I have an application where I need to broadcast a single (non-constant, just plain old data) value in global memory to all threads. The threads only need to read the value, not write to it. I cannot explicitly tell the application to use the constant cache (with e.g. cudaMemcpyToSymbol) because I am using a memory-wrapping library that does not give me explicit low-level control.
I am wondering how this broadcast takes place under the hood, and how it may differ from the usual access pattern where each thread accesses a unique global memory location (for simplicity assume that this "usual" access pattern is coalesced). I am especially interested in any implicit serializations that may take place in the broadcast case, and how this may be affected by different architectures.
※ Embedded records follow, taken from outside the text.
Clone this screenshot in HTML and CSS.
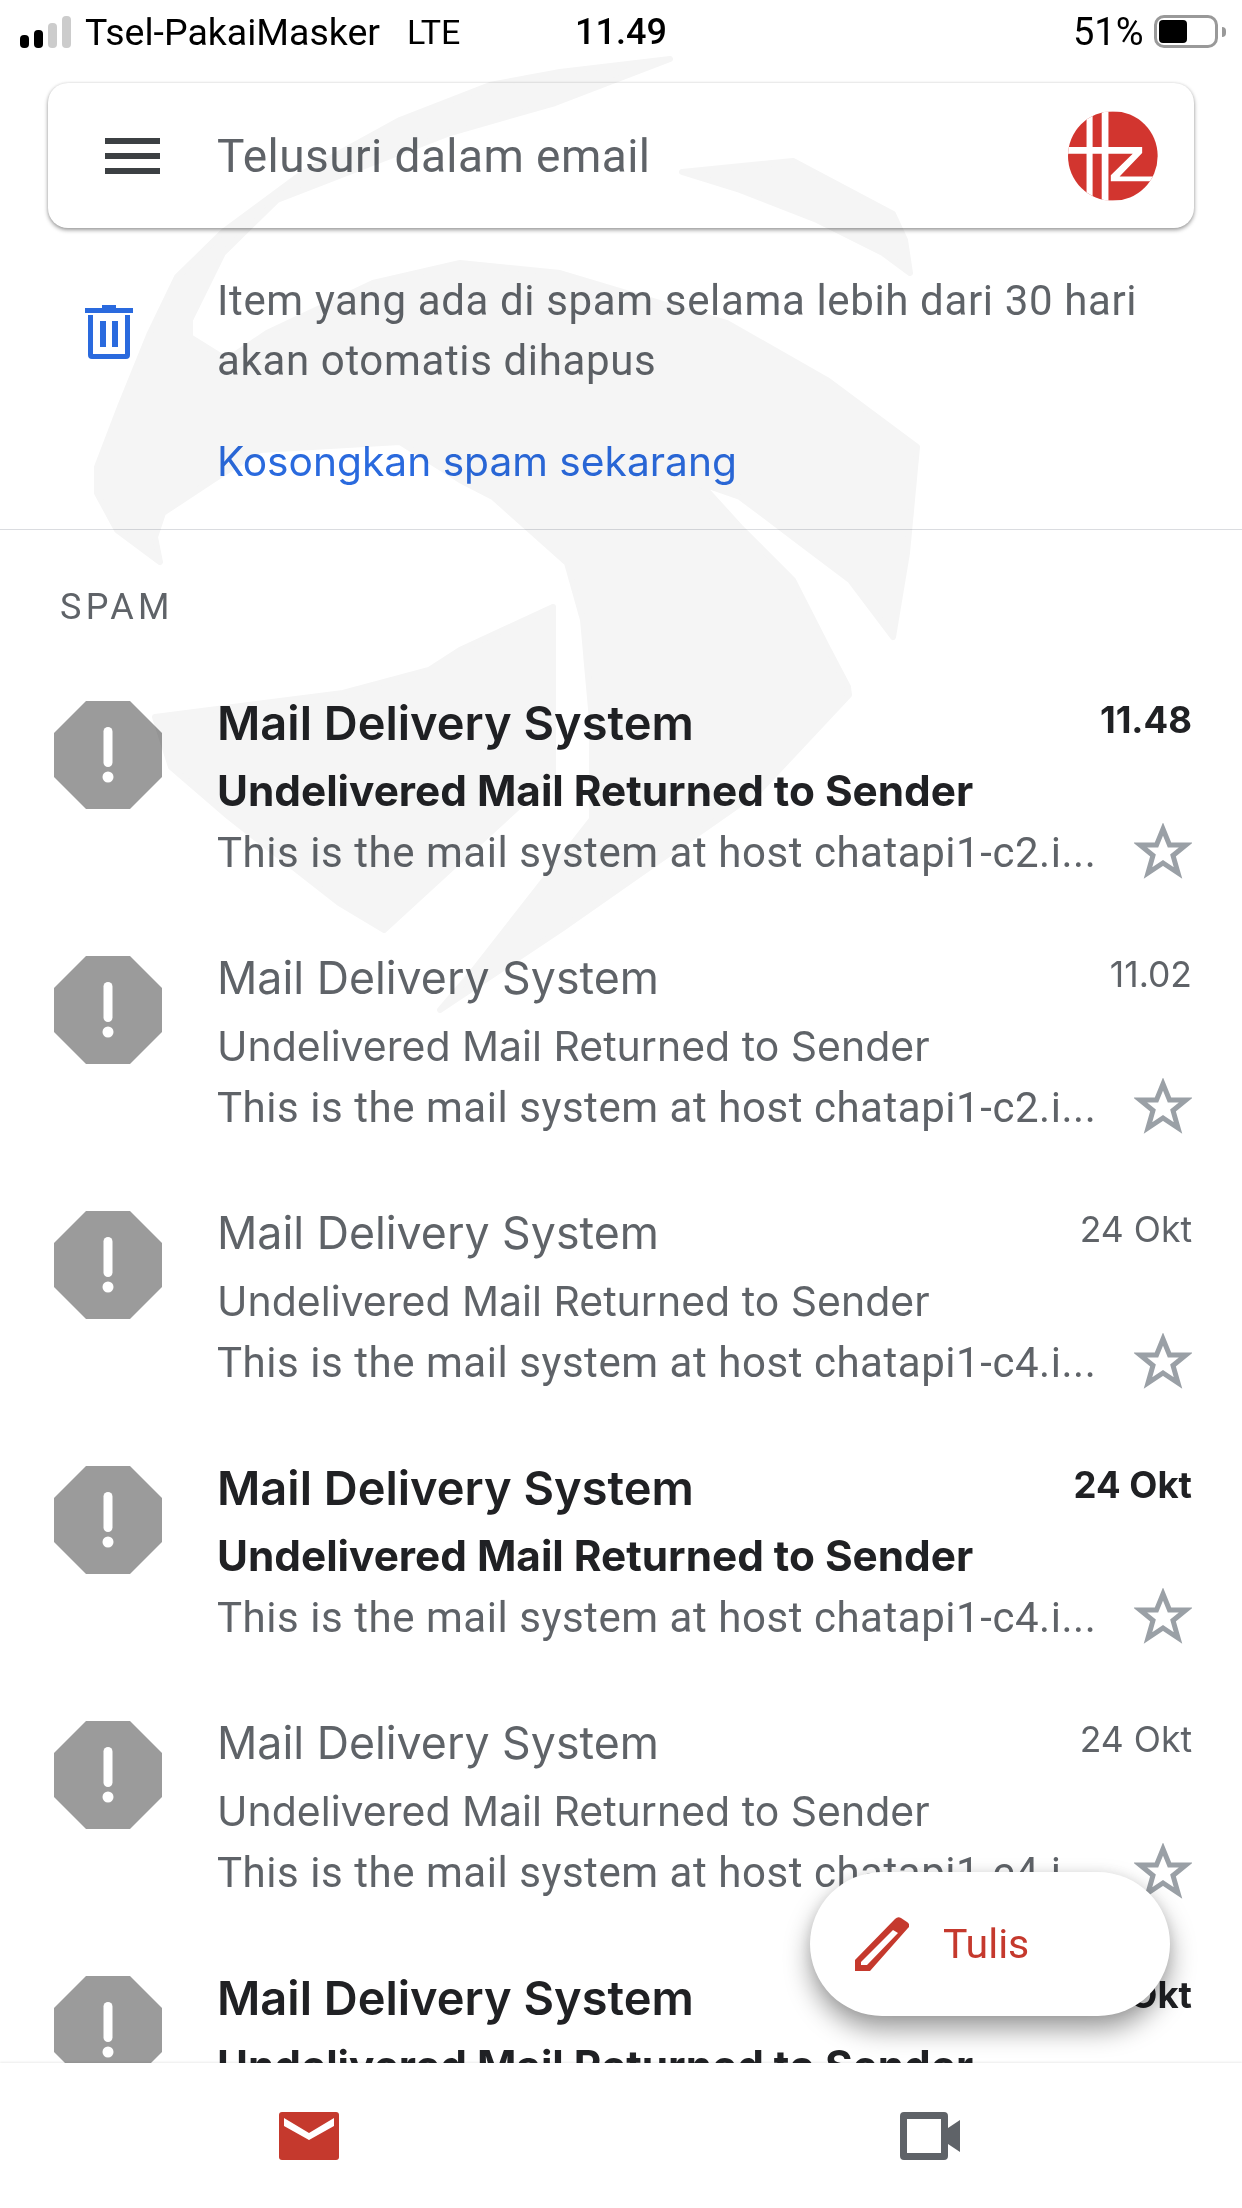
FILE: index.html
```html
<!DOCTYPE html>
<html lang="id">
<head>
    <meta charset="utf-8">
    <title>Spam</title>
    <link rel="stylesheet" href="styles.css">
</head>
<body>
    <svg width="0" height="0" class="defs">
        <symbol id="octagon" viewBox="0 0 108 108">
            <path fill="#9b9b9b" d="M32 0H76L108 32V76L76 108H32L0 76V32Z"/>
            <rect x="49.500" y="26" width="9" height="40" rx="4.500" fill="#fff"/>
            <circle cx="54" cy="76" r="5.500" fill="#fff"/>
        </symbol>
        <symbol id="star" viewBox="0 0 58 56">
            <path fill="none" stroke="#9aa0a6" stroke-width="5" d="M29 6L35.500 22H52L39 32.500L44 50L29 40L14 50L19 32.500L6 22H22.500Z"/>
        </symbol>
    </svg>

    <div class="phone">
        <div class="statusbar">
            <div class="signal"><i class="b1"></i><i class="b2"></i><i class="b3"></i><i class="b4"></i></div>
            <span class="carrier">Tsel-PakaiMasker</span>
            <span class="net">LTE</span>
            <span class="clock">11.49</span>
            <span class="percent">51%</span>
            <div class="battery"><div class="charge"></div></div>
            <div class="nub"></div>
        </div>

        <div class="search">
            <div class="burger"><i></i><i></i><i></i></div>
            <span class="search-text">Telusuri dalam email</span>
            <svg class="avatar" viewBox="85 65 267 264">
                <clipPath id="disc"><circle cx="218" cy="197" r="133"/></clipPath>
                <g clip-path="url(#disc)">
                    <rect x="85" y="65" width="267" height="264" fill="#d2352f"/>
                    <path fill="#fff" d="M140 60H158V335H140ZM185 60H205V335H185ZM80 170H305V188L238 258H340V272H212V254L277 190H80Z"/>
                </g>
            </svg>
        </div>

        <div class="notice">
            <svg class="trash" viewBox="0 0 48 54">
                <path fill="#2a6ade" d="M17 0H31V3H48V8H0V3H17ZM3 10H45V50Q45 54 41 54H7Q3 54 3 50ZM8 10V49H40V10ZM15 16H21V42H15ZM27 16H33V42H27Z" fill-rule="evenodd"/>
            </svg>
            <div class="notice-body">
                <p class="notice-text">Item yang ada di spam selama lebih dari 30 hari<br>akan otomatis dihapus</p>
                <a class="notice-link">Kosongkan spam sekarang</a>
            </div>
        </div>

        <div class="label">SPAM</div>

        <div class="list">
            <div class="row unread">
                <svg class="octagon"><use href="#octagon"/></svg>
                <div class="row-body">
                    <div class="line1"><span class="sender">Mail Delivery System</span><span class="time">11.48</span></div>
                    <div class="subject">Undelivered Mail Returned to Sender</div>
                    <div class="line3"><span class="snippet">This is the mail system at host chatapi1-c2.i...</span><svg class="star"><use href="#star"/></svg></div>
                </div>
            </div>
            <div class="row">
                <svg class="octagon"><use href="#octagon"/></svg>
                <div class="row-body">
                    <div class="line1"><span class="sender">Mail Delivery System</span><span class="time">11.02</span></div>
                    <div class="subject">Undelivered Mail Returned to Sender</div>
                    <div class="line3"><span class="snippet">This is the mail system at host chatapi1-c2.i...</span><svg class="star"><use href="#star"/></svg></div>
                </div>
            </div>
            <div class="row">
                <svg class="octagon"><use href="#octagon"/></svg>
                <div class="row-body">
                    <div class="line1"><span class="sender">Mail Delivery System</span><span class="time">24 Okt</span></div>
                    <div class="subject">Undelivered Mail Returned to Sender</div>
                    <div class="line3"><span class="snippet">This is the mail system at host chatapi1-c4.i...</span><svg class="star"><use href="#star"/></svg></div>
                </div>
            </div>
            <div class="row unread">
                <svg class="octagon"><use href="#octagon"/></svg>
                <div class="row-body">
                    <div class="line1"><span class="sender">Mail Delivery System</span><span class="time">24 Okt</span></div>
                    <div class="subject">Undelivered Mail Returned to Sender</div>
                    <div class="line3"><span class="snippet">This is the mail system at host chatapi1-c4.i...</span><svg class="star"><use href="#star"/></svg></div>
                </div>
            </div>
            <div class="row">
                <svg class="octagon"><use href="#octagon"/></svg>
                <div class="row-body">
                    <div class="line1"><span class="sender">Mail Delivery System</span><span class="time">24 Okt</span></div>
                    <div class="subject">Undelivered Mail Returned to Sender</div>
                    <div class="line3"><span class="snippet">This is the mail system at host chatapi1-c4.i...</span><svg class="star"><use href="#star"/></svg></div>
                </div>
            </div>
            <div class="row unread">
                <svg class="octagon"><use href="#octagon"/></svg>
                <div class="row-body">
                    <div class="line1"><span class="sender">Mail Delivery System</span><span class="time">24 Okt</span></div>
                    <div class="subject">Undelivered Mail Returned to Sender</div>
                    <div class="line3"><span class="snippet">This is the mail system at host chatapi1-c4.i...</span><svg class="star"><use href="#star"/></svg></div>
                </div>
            </div>
        </div>

        <div class="bottomnav">
            <svg class="nav-mail" viewBox="0 0 60 48">
                <rect width="60" height="48" rx="3" fill="#c5392d"/>
                <path fill="#fff" d="M5 6L30 21L55 6V14L30 28L5 14Z"/>
            </svg>
            <svg class="nav-video" viewBox="0 0 60 48">
                <path fill="#5f6368" fill-rule="evenodd" d="M4 0H44Q48 0 48 4V16L60 8V40L48 32V44Q48 48 44 48H4Q0 48 0 44V4Q0 0 4 0ZM7 7V41H41V7Z"/>
            </svg>
        </div>

        <div class="fab">
            <svg class="pencil" viewBox="0 0 54 54">
                <path fill="#c5392d" fill-rule="evenodd" d="M0 54V43L40 2Q43 -1 46 1L52 5Q56 8 53 11L15 54ZM6 45V48L12 48L43 16L38 13Z"/>
            </svg>
            <span class="fab-text">Tulis</span>
        </div>

        <!-- faint watermark lying over the whole screenshot -->
        <svg class="watermark" viewBox="0 0 1242 2208">
            <path d="M670 59L560 72L490 85L400 120L300 175L223 232L177 277L150 333L120 407L97 467L97 493L117 530L160 562L155 537L163 513L213 480L260 450L400 442L460 480L493 497L530 530L567 563L583 620L592 720V819L470 975L440 1010L560 930L760 790L849 695L848 687L827 647L793 580L740 527L700 483L740 497L793 537L850 580L893 637L907 553L917 447L827 380L727 323L560 273L460 263L373 283L267 333L227 360L190 337L190 320L223 253L277 200L450 133L555 103Z"/>
            <path d="M553 607L460 650L429 670L343 693L155 717L171 767L229 817L339 903L384 930L553 775Z"/>
            <path d="M682 172L793 161L893 214L905 240L910 273L883 253L817 220L740 190Z"/>
        </svg>
    </div>
</body>
</html>
```

FILE: styles.css
```css
html, body {
    margin: 0;
    padding: 0;
}

body {
    font-family: Roboto, "Liberation Sans", sans-serif;
    background: #fff;
}

p {
    margin: 0;
}

.defs {
    position: absolute;
}

.phone {
    position: relative;
    width: 1242px;
    height: 2208px;
    overflow: hidden;
    display: flex;
    flex-direction: column;
    background: #fff;
}

/* status bar */
.statusbar {
    display: flex;
    align-items: center;
    height: 60px;
    flex: none;
    padding: 3px 0 0 20px;
    box-sizing: border-box;
    color: #000;
    font-size: 34px;
}

.signal {
    display: flex;
    align-items: flex-end;
    gap: 5px;
    height: 32px;
    width: 65px;
}

.signal i {
    display: block;
    width: 9px;
    border-radius: 4px;
    background: #000;
}

.signal .b1 { height: 13px; }
.signal .b2 { height: 18px; }
.signal .b3 { height: 25px; background: #ccc; }
.signal .b4 { height: 32px; background: #ccc; }

.carrier {
    width: 322px;
    font-size: 37.500px;
}

.net {
    width: 168px;
}

.clock {
    width: 498px;
    font-weight: 500;
    font-size: 36px;
}

.percent {
    width: 81px;
    font-size: 38px;
}

.battery {
    width: 64px;
    height: 33px;
    box-sizing: border-box;
    border: 3px solid #999;
    border-radius: 10px;
    padding: 2px;
}

.charge {
    width: 28px;
    height: 23px;
    background: #000;
    border-radius: 4px;
}

.nub {
    width: 4px;
    height: 10px;
    margin-left: 4px;
    background: #999;
    border-radius: 0 4px 4px 0;
}

/* search */
.search {
    display: flex;
    align-items: center;
    flex: none;
    height: 145px;
    margin: 23px 48px 0;
    padding: 0 36px 0 57px;
    box-sizing: border-box;
    background: #fff;
    border-radius: 20px;
    box-shadow: 0 2px 4px rgba(0, 0, 0, .4), 0 0 3px rgba(0, 0, 0, .08);
}

.burger {
    display: flex;
    flex-direction: column;
    gap: 9px;
    width: 55px;
    margin-right: 57px;
}

.burger i {
    display: block;
    height: 6px;
    background: #3c4043;
}

.search-text {
    flex: 1;
    font-size: 46px;
    color: #5f6368;
    letter-spacing: .45px;
}

.avatar {
    width: 90px;
    height: 90px;
}

/* spam notice */
.notice {
    display: flex;
    flex: none;
    height: 302px;
    box-sizing: border-box;
    border-bottom: 1px solid #dadce0;
}

.trash {
    width: 48px;
    height: 54px;
    margin: 77px 0 0 85px;
}

.notice-body {
    margin: 43px 0 0 84px;
}

.notice-text {
    font-size: 42px;
    line-height: 60px;
    color: #5f6368;
    letter-spacing: .64px;
}

.notice-link {
    display: block;
    margin-top: 41px;
    font-family: Inter, Roboto, sans-serif;
    font-size: 40.700px;
    line-height: 60px;
    color: #2a6ade;
}

/* list */
.label {
    flex: none;
    margin: 47px 0 0 60px;
    height: 103px;
    font-size: 36px;
    line-height: 60px;
    letter-spacing: 4.300px;
    color: #5f6368;
}

.list {
    flex: 1;
    min-height: 0;
    overflow: hidden;
}

.row {
    display: flex;
    height: 255px;
    padding: 21px 50px 0 54px;
    box-sizing: border-box;
}

.octagon {
    flex: none;
    width: 108px;
    height: 108px;
    margin-right: 55px;
}

.row-body {
    flex: 1;
    min-width: 0;
}

.line1 {
    display: flex;
    justify-content: space-between;
    height: 68px;
    margin-top: -9px;
}

.sender {
    font-family: Inter, Roboto, sans-serif;
    font-size: 44.700px;
    line-height: 62px;
    color: #5f6368;
}

.time {
    font-family: Inter, Roboto, sans-serif;
    font-size: 35.500px;
    line-height: 56px;
    color: #5f6368;
}

.subject {
    font-family: Inter, Roboto, sans-serif;
    font-size: 41px;
    line-height: 60px;
    margin-top: 1px;
    color: #5f6368;
}

.line3 {
    display: flex;
    justify-content: space-between;
    height: 60px;
    margin-top: 2px;
}

.snippet {
    font-size: 42px;
    line-height: 60px;
    color: #5f6368;
    letter-spacing: .55px;
    white-space: nowrap;
}

.star {
    width: 58px;
    height: 56px;
    flex: none;
}

.unread .sender {
    color: #202124;
    font-weight: 600;
    font-size: 47px;
}

.unread .subject {
    color: #202124;
    font-weight: 700;
    font-size: 42.300px;
}

.unread .time {
    color: #202124;
    font-weight: 700;
    font-size: 36.500px;
}

/* bottom bar */
.bottomnav {
    flex: none;
    position: relative;
    z-index: 1;
    display: flex;
    height: 145px;
    box-sizing: border-box;
    padding: 49px 0 0 279px;
    background: #fff;
    box-shadow: 0 -1px 2px rgba(0, 0, 0, .08);
}

.nav-mail,
.nav-video {
    width: 60px;
    height: 48px;
}

.nav-mail {
    margin-right: 561px;
}

/* compose button */
.fab {
    position: absolute;
    z-index: 2;
    left: 810px;
    top: 1872px;
    width: 360px;
    height: 144px;
    display: flex;
    align-items: center;
    border-radius: 72px;
    background: #fff;
    box-shadow: 0 14px 26px rgba(0, 0, 0, .38), 0 0 12px rgba(0, 0, 0, .08);
}

.pencil {
    width: 54px;
    height: 54px;
    margin-left: 45px;
}

.fab-text {
    margin-left: 34px;
    font-size: 41px;
    color: #c5392d;
}

.watermark {
    position: absolute;
    z-index: 3;
    left: 0;
    top: 0;
    width: 1242px;
    height: 2208px;
    mix-blend-mode: multiply;
    pointer-events: none;
}

.watermark path {
    fill: #f5f5f5;
    stroke: #f5f5f5;
    stroke-width: 6px;
    stroke-linejoin: round;
}
```
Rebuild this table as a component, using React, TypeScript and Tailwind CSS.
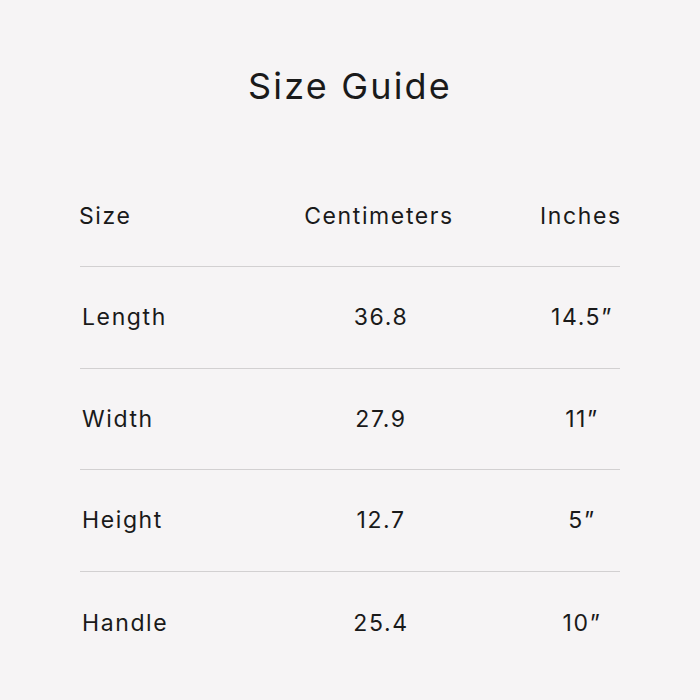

For example, for Fermi, presumably the first thread to access the value will pull it to the L2 cache, then to its SM's L1 cache, at which point every thread resident on the SM will attempt to grab it from the L1 cache. Is there any serialization penalty when all threads attempt to access the same L1 cache value?
For Kepler, presumably the first thread to access the value will pull it to the L2 cache (then may or may not pull it to the L1 cache depending on whether L1 caching is enabled). Is there any serialization penalty when all threads attempt to access the same value in L2?
Also, is partition camping a concern?
I found another couple of questions that addressed a similar topic, but not at a level of detail sufficient to satisfy my curiosity.
Thanks in advance!